Technically, the president can classify or de-classify anything they'd like to
at any time. He is the sole and only person in charge of the branch of
government responsible for this.

Practically, over many years presidents have delegated this authority all over
the place, and in such byzantine ways that most of the folks in
compartmentalized projects wouldn't know that he had the authority -- and even
if they did, they could just point to various laws and signing letters that
make it less than clear how a president would go about declassifying anything.

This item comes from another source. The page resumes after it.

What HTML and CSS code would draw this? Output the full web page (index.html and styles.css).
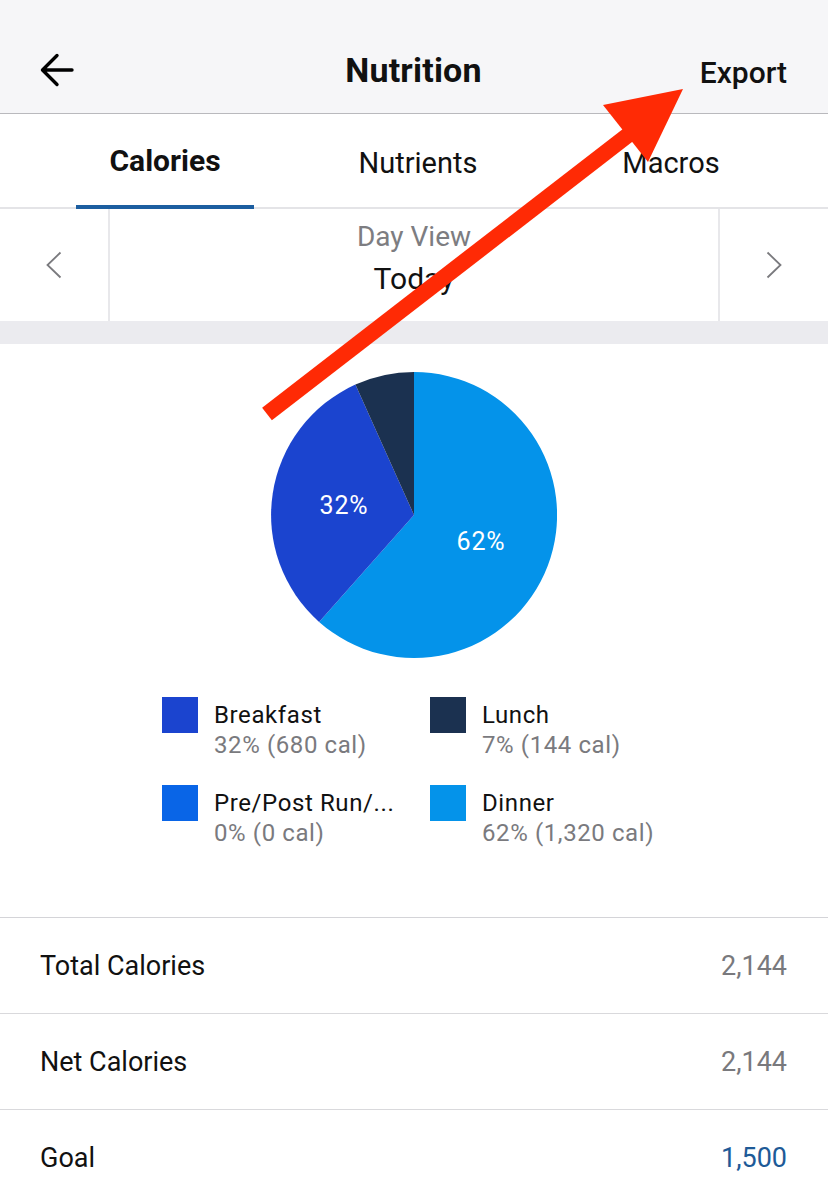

So yeah, in theory POTUS could take an afternoon off, walk down the street
into a government building and declassify whatever he wants. That's why we
fight so much over who gets the job: the illusion that these powers are
present. In reality, however, if he could get the SS to allow him to take a
walk (unlikely), he'd be stopped at the door of wherever he went (both by his
own and that department's security services), and then the red tape nightmare
would begin. By the time it was all over he'd be better off staying home and
watching daytime TV.

For what it's worth, and I hate using movies as historical examples, in the
movie Nixon there was a great scene where Nixon went in the middle of the
night to talk to protesting students. He wanted the war to end too, didn't
they know that?

It was contentious, but then one kid got it and said it aloud, something like
"You don't have the power to stop it either, do you?"

Nixon looked completely defeated at that moment. Seconds later he was dragged
off by his security staff.

Without getting into the veracity of that exchange, the gist of it is
something we see confirmed over and over again in the historical record: large
groups of administrators simply cannot be governed and instructed by one
person, no matter what the documents technically look like. It's system itself
that does the work and enforces the norms, whether it's General Electric or
the NIS

------
mLuby
A gag order can be reasonable: "give us what you have on user John Smith
birthday 1/1/1950 but don't tell him anything" makes sense if you're, say,
investigating a criminal ring John is part of.

What is _unreasonable_ is that companies can't reveal they've been gagged, or
what type of data they were compelled to reveal, even after the fact.
Companies should be allowed to say "we have disclosed access logs, location
history, searches, encrypted backups for 1-50 accounts in response to lawful
request from law enforcement." And they should be able to disclose the letter
after an investigation has closed (whether it resulted in legal action against
the individual or not).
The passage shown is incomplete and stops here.